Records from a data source
↓
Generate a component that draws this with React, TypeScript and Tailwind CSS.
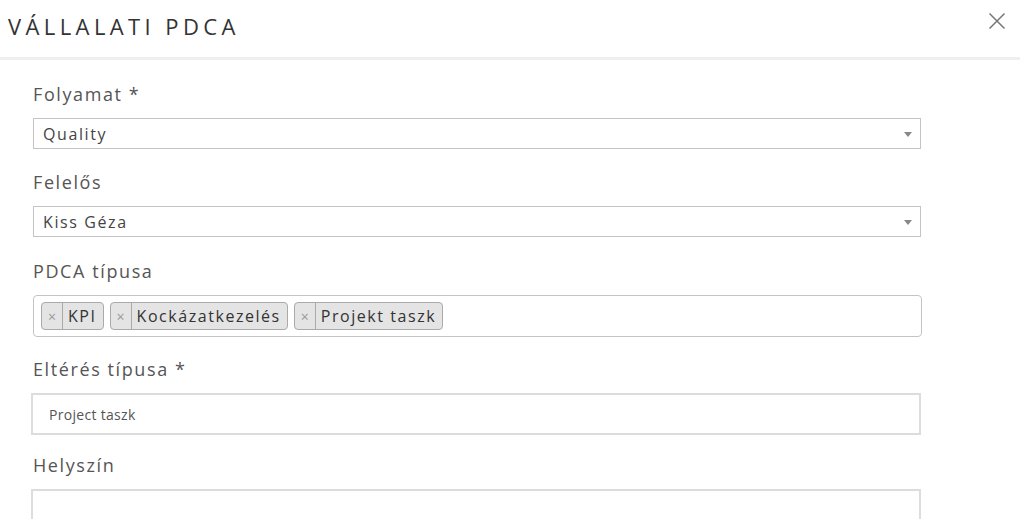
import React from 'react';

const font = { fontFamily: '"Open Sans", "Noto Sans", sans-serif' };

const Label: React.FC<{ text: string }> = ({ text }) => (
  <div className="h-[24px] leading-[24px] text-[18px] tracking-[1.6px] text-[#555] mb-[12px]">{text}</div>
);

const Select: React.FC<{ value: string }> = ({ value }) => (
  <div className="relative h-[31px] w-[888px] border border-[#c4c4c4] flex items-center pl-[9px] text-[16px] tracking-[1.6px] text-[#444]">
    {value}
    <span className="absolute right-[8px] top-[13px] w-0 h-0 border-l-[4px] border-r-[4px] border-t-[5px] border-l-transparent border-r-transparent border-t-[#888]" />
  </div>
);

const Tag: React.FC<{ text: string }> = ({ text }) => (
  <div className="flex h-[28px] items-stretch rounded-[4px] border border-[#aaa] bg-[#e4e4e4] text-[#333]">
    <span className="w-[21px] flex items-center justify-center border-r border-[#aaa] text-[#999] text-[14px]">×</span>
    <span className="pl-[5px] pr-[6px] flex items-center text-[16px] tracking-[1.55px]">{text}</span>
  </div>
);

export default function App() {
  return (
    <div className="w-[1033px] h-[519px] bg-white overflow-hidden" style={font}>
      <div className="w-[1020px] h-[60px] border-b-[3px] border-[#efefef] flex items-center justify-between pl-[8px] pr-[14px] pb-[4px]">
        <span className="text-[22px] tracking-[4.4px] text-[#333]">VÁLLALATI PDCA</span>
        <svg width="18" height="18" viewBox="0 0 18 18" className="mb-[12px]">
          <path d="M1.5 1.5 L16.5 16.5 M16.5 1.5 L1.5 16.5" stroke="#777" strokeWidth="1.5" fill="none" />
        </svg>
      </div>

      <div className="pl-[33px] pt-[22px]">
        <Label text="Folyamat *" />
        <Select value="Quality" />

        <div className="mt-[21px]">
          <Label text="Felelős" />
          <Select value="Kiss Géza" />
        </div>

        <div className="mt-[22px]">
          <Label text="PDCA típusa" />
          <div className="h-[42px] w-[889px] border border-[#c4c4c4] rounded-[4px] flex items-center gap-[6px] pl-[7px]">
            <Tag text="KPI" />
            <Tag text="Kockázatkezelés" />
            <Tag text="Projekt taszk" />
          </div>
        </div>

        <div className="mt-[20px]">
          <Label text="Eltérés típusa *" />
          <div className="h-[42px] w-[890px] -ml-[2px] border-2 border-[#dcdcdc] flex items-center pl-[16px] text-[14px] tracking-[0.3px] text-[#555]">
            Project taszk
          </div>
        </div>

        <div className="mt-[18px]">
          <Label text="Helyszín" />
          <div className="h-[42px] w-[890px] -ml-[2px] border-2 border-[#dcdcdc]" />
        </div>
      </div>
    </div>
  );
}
↑
↓
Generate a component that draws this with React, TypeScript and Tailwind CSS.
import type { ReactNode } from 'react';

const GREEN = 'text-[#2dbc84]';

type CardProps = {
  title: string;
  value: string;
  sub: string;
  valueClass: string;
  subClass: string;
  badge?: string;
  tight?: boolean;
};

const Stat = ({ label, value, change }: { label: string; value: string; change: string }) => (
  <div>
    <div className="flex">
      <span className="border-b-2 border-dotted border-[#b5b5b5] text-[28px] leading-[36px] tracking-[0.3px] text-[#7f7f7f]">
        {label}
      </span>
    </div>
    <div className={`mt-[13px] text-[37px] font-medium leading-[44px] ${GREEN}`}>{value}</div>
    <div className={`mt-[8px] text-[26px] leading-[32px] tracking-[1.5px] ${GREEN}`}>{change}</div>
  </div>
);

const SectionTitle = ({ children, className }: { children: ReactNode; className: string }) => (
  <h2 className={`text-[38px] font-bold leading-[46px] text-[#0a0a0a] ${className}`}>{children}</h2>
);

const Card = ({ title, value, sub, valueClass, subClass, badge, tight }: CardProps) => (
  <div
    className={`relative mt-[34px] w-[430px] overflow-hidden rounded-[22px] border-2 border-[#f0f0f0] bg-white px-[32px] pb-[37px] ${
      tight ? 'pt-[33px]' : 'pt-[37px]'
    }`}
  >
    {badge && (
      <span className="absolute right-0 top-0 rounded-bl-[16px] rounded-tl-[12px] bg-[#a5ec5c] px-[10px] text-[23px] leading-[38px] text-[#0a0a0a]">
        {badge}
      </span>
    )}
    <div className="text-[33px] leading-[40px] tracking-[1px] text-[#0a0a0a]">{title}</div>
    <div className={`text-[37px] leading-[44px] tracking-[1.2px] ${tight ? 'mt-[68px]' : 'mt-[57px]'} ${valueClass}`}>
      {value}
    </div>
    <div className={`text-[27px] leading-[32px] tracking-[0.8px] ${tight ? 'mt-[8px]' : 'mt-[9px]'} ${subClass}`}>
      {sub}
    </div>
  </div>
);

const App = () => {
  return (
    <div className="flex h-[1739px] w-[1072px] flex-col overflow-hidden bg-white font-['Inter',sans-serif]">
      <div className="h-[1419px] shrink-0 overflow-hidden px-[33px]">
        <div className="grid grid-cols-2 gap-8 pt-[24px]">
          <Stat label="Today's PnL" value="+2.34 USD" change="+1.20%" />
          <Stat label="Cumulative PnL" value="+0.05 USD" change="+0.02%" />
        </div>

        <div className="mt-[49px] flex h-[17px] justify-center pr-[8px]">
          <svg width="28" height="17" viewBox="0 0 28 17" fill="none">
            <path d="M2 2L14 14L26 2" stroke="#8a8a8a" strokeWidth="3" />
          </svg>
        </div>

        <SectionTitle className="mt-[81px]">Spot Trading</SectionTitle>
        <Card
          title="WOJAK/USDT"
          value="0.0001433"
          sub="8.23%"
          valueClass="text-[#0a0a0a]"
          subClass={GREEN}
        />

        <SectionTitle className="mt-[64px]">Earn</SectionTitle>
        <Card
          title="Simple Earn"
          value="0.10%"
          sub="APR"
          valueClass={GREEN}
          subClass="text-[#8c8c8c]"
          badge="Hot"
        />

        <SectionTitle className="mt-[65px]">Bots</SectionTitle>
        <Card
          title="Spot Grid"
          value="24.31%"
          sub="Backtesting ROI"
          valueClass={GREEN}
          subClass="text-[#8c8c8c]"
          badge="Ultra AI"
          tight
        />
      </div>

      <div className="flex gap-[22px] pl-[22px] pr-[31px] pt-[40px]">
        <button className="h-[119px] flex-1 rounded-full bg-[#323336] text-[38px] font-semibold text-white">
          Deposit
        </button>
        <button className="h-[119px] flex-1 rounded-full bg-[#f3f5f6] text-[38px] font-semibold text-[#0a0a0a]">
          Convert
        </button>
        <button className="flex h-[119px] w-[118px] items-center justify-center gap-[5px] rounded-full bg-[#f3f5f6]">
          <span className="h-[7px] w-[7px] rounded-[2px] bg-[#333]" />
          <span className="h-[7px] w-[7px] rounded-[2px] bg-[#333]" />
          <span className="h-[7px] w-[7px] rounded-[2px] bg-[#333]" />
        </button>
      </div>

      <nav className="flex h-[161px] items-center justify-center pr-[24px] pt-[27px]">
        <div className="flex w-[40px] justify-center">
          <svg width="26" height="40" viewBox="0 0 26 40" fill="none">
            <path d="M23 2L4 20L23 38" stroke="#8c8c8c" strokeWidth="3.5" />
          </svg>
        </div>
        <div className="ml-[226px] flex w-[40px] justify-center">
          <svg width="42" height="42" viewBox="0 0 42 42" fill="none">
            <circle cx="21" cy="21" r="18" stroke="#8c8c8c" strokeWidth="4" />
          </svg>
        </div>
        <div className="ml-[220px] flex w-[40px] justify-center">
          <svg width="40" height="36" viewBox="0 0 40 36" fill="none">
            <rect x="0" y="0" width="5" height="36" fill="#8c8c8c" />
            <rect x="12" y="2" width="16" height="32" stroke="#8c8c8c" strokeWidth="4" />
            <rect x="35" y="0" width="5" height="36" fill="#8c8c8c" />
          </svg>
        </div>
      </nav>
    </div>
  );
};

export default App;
↑
↓
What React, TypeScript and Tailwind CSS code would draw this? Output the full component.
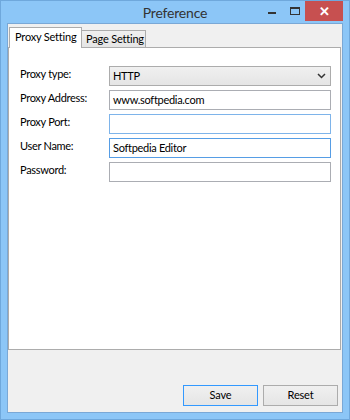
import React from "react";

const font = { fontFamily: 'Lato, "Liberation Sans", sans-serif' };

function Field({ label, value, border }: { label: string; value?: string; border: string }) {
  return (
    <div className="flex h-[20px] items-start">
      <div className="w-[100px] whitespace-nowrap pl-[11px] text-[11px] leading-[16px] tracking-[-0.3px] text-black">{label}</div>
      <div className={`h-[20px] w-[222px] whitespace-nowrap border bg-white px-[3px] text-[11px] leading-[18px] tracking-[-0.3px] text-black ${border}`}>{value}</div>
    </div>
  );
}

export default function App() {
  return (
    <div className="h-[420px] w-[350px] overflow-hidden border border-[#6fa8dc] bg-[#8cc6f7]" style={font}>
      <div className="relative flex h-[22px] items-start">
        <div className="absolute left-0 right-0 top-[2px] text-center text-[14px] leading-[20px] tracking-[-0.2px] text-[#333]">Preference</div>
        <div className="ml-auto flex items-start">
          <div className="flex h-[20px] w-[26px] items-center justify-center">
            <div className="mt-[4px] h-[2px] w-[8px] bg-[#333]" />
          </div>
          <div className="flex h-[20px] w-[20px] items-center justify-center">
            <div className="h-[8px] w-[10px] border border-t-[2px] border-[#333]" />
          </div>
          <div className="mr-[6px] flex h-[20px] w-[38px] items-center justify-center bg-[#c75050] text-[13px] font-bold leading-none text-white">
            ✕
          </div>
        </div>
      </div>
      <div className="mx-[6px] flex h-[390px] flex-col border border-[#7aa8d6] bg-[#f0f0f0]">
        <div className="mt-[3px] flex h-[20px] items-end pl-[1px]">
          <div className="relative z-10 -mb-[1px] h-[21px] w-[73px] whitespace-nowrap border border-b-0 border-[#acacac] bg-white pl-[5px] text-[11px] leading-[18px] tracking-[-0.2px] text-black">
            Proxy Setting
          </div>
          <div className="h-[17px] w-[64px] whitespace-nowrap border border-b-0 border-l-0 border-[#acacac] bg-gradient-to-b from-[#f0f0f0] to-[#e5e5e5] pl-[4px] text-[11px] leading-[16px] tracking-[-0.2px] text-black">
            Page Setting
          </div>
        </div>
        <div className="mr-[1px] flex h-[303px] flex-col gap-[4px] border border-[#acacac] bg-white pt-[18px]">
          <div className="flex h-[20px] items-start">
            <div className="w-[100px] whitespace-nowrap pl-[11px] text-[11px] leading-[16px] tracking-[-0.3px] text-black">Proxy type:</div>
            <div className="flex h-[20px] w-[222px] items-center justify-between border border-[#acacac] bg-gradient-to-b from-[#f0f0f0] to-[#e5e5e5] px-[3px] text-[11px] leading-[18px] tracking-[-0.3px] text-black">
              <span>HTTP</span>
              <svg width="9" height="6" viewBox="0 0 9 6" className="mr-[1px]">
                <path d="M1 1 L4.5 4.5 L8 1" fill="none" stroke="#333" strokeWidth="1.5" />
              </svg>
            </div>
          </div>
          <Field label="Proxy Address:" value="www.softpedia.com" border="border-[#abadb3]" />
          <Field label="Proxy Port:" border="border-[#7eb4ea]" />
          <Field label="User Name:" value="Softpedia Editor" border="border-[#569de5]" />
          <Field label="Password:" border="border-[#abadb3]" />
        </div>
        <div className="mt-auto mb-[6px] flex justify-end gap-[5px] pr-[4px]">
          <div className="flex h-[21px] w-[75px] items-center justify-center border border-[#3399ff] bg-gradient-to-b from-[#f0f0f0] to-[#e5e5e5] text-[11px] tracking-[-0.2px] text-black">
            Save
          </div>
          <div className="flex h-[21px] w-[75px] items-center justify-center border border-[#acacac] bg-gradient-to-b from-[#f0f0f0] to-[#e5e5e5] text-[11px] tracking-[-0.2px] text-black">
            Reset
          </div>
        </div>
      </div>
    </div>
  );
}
↑
Pull out every line in the material above where "full" occurs.

• [Result for this exercise]
        <button className="h-[119px] flex-1 rounded-full bg-[#323336] text-[38px] font-semibold text-white">
        <button className="h-[119px] flex-1 rounded-full bg-[#f3f5f6] text-[38px] font-semibold text-[#0a0a0a]">
        <button className="flex h-[119px] w-[118px] items-center justify-center gap-[5px] rounded-full bg-[#f3f5f6]">
What React, TypeScript and Tailwind CSS code would draw this? Output the full component.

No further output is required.